You are saying “What? But I want to work to make money.” We all work to be able to support ourselves. What I mean is if you focus on doing the best you can, the money likely will follow. If you only focus on money you will try to close deals that shouldn’t close or sell something to someone that they don’t need. If you are okay with that and the bad karma you deserve, you should take a look in the mirror and see if you honestly  like what you see.

The point is we generally all are selling something, whether to consumers, other businesses or internally, such as at a large company. If you only are about the sale, you will lose in the long run and may never know. Sell someone something they don’t need or have them pay too much and it will come back to haunt you.

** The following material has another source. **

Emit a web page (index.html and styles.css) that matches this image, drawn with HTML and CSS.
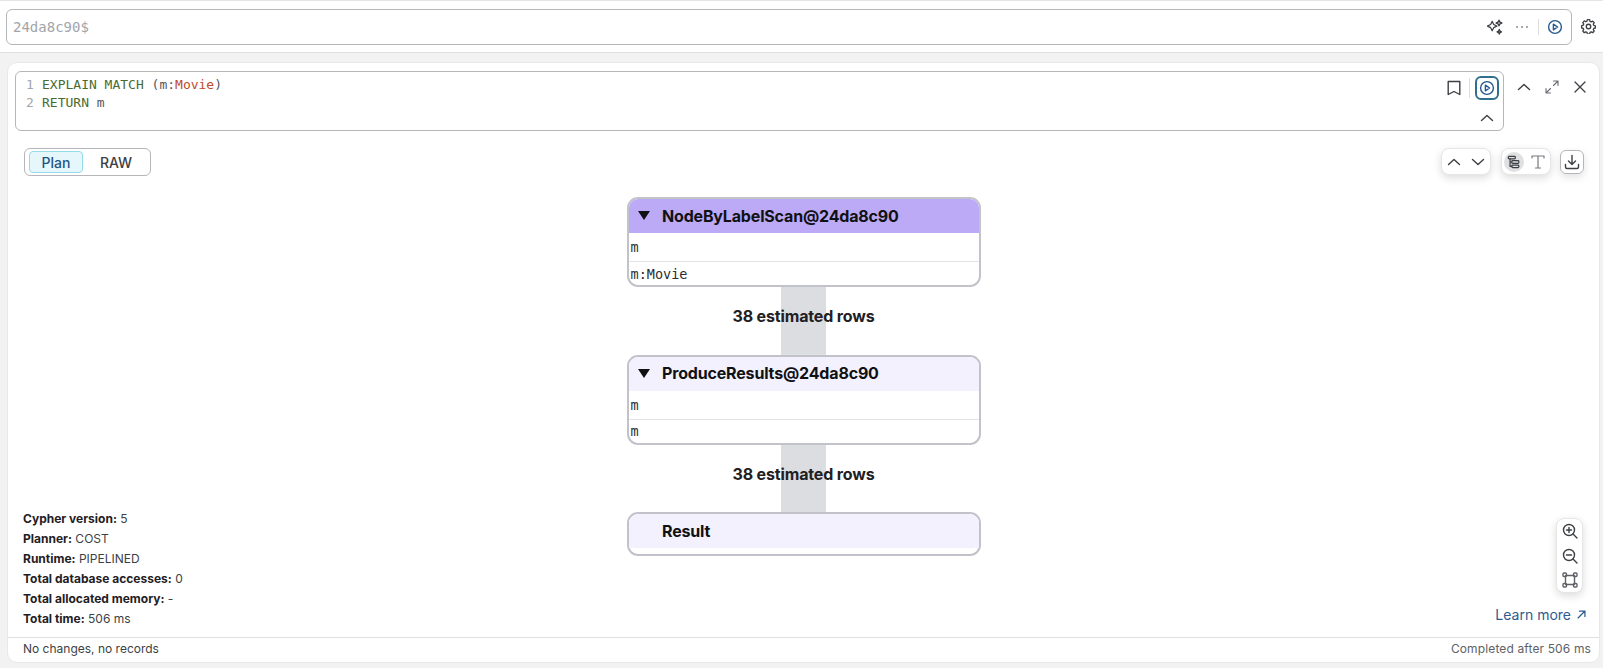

As they say, do a good job and the person will tell a few people, but do a poor job and they will tell a lot of people. Reputation is everything and you should care what people are saying about you.

A smart person I know, who is in sales, told me long ago that by focusing on the deal being win-win, as opposed to forcing a deal that shouldn’t close, success has followed with exponential referrals over the years. And then the money follows with happy clients or customers who tell others and will come back to you in the future.

If you work the scorched earth policy of doing as much business as possible instead of doing good business well, you will lose both opportunities you will learn you lost and opportunities you will never know you lost.

If you do this the right way it will allow you to escalate the level and type of work and deals you work on. This will give you more choice in who you are dealing with and what you are working on. If you work in a larger company it will allow you to move up the food chain to greater options and opportunities.

Of course, with all of this should be more money. Remember that work is about fulfillment more than money. I know what some of you are thinking, that in your business there is no unseen financial upside to working better or harder. You may be right for your given situation, but if you are not into or passionate about your work, you will be empty and unsatisfied. In that case, find something else to do or your risk having a mediocre job and a unfulfilled, and possibly mediocre, life. But if you like what you do, there is no harm to focusing on doing your best and what is right. Try it and see what happens.